Though it must not be forgotten that there are many law abiding Fulani, who have spent all their lives in the South, living and interacting peacefully with Southerners.

It cannot be denied that audacious, armed banditry has scaled up in the country Nigeria – adding to the nation’s many security challenges, besides the bloody Boko Haram insurgency in the North.

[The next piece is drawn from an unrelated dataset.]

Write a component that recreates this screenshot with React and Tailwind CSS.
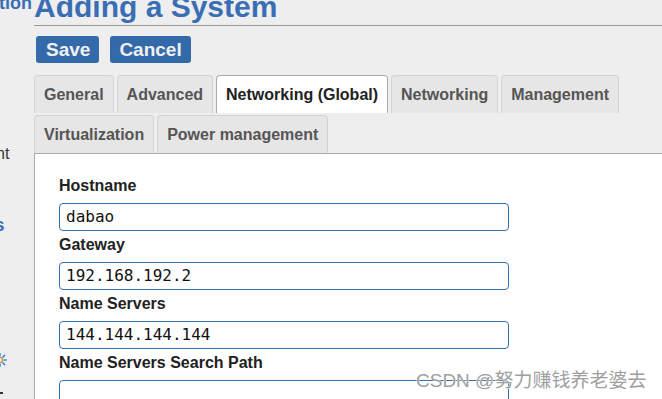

In the North-Central geo-political zone, herders’ impunity has become a key security concern. Brutal rural banditry in the North West zone has taken the centre stage. But what has been the state response?
According to Chukwuma Okoli, Lecturer/Resident Researcher Department of Political Science, Federal University Lafia, “Rural banditry refers to armed violence driven principally by the criminal intent to steal and plunder. It is motivated by the quest for economic accumulation.

“The victims are individuals and communities with material valuables. The most common examples of rural banditry in Nigeria are armed robbery, kidnapping, cattle rustling and village raids.”
Today, rural banditry in the North Western states of Zamfara, Kaduna and Katsina has reached alarming heights. Bandits terrorise villages with impunity. They have actually cozily settled in Zamfara State, setting up fortified enclaves in the hinterland and on the frontiers, from where they plot and carry out their operations.

Forty-eight hours ago, elites and leaders of the Southwest region asked President Buhari to absolve himself from herdsmen militia killings in their region. The demand was made at a meeting of Southwest security stakeholders, chaired by Aare Ona Kakanfo of Yoruba Land, Iba Gani Adams. This captures the strong perception of lack of even handed justice delivery to lawbreakers.

Significantly, the meeting also aligned with the call of the governors of Southwest that President Buhari proves his innocence in the carnage being perpetrated by herders by not only unambiguously condemning the nefarious acts but also taking clear steps to exterminate it.